Furthermore, lifelong learning - which in fact includes the early years of schooling - was often used as a shorthand to adult learning, where missing skills for the job market could be attained, mostly in an individualistic manner. On the other hand, it’s the spirit of personal development in a shared classroom which many authors relate to when speaking about the early years of schooling.
Excerpts from the literature
“In these times, we can no longer teach people for a lifetime. Education needs to provide people with a reliable compass and the navigation tools to find their own way through an increasingly complex and volatile world.”
- This quote is extracted from a report titled “Educating Learners for Their Future, Not Our Past” written by Schleicher and published in 2018. The paper presents the main conclusion OECD countries working on a new framework for curriculum design, referred to as “Education 2030”, have drawn.
“Modular online education will break down boundaries and change the delivery of education. Student mobility patterns will change, and innovative higher education institutions will see a new global reach. This unbundled approach will also foster lifelong learning habits, keeping our workforce nimble and eager to learn new skills on the job.”
- This quote is extracted from a report titled “Envisioning Pathways to 2030: Megatrends shaping the future of global higher education” published in 2018. The authors articulate their vision for the future of global higher education by synthesising various external reports and data with the perspectives of higher education leaders from around the world. Anant Agarwal, founder and CEO of edX is quoted above.
“Halverson (2010) argue that, with the advent and increasing impact of technologies, a new era of education - the “lifelong learning era” - is beginning, which differs substantially from the current “schooling era” and to a certain extent reflects a return to the pre-industrial “apprenticeship era”. In the “lifelong learning era”, learning takes place across a number of different “venues” and involves mixed-age groups in different constellations.”
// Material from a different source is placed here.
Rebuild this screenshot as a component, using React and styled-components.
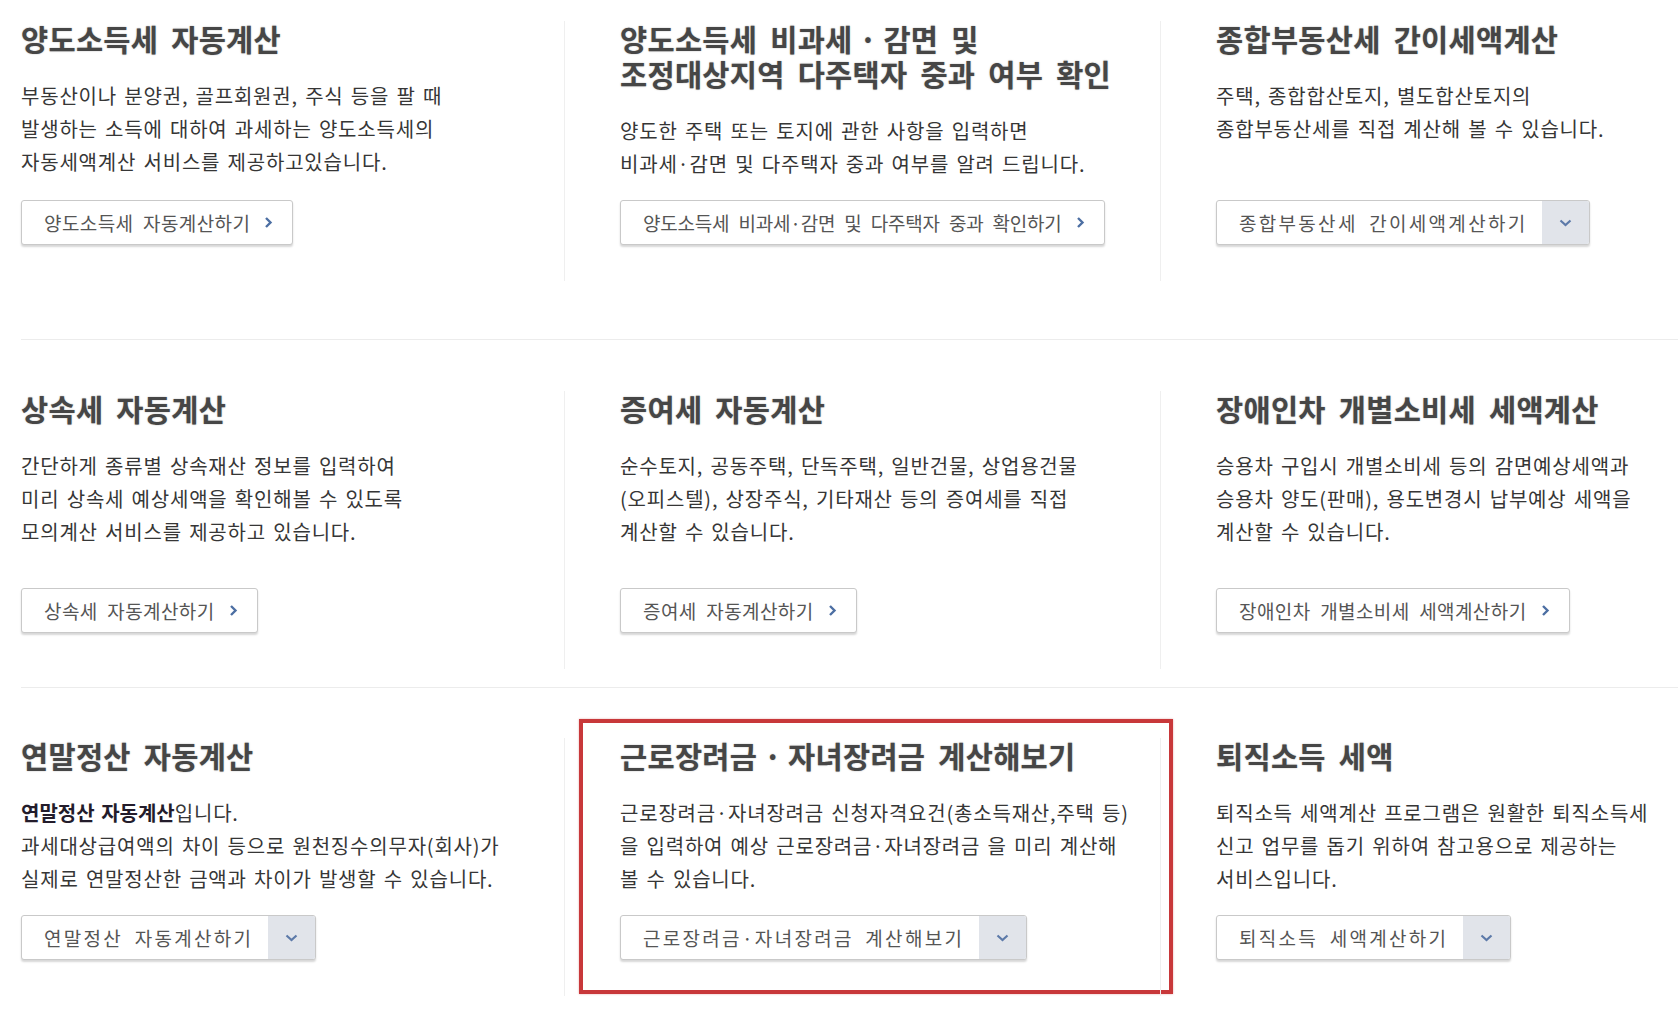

- This quote is extracted from a journal article titled “The Future of Learning 2025: Developing a vision for change” written by Redecker, Punle and published in 2013. This paper presents key findings from a foresight study on the "Future of Learning", which employed a series of structured stakeholder consultations, in different formats, involving experts, policy makers and teachers, to envisage how and what European citizens will learn in 2020-2030.
“Learning will become more active and constructive, with an emphasis on learning by doing, and on locational and authentic learning. Learning will take place in social interaction with other learners, teachers and third parties. It will be connected to real life, nature, work, and life in the local and global community”
- This quote is extracted from a report titled “The Future of Learning: European Teachers’ Visions” (a foresight consultation at the 2010 eTwinning Conference, Seville) written by Ala-Mutka, Redecker, Punie, Ferrari, Cachia, Centeno and published in 2010.The overall objective of the research is to contribute to the development of imaginative visions and scenarios of the future of learning in order to support priority setting for education, training and skilling policies, by consulting a range and variety of different experts.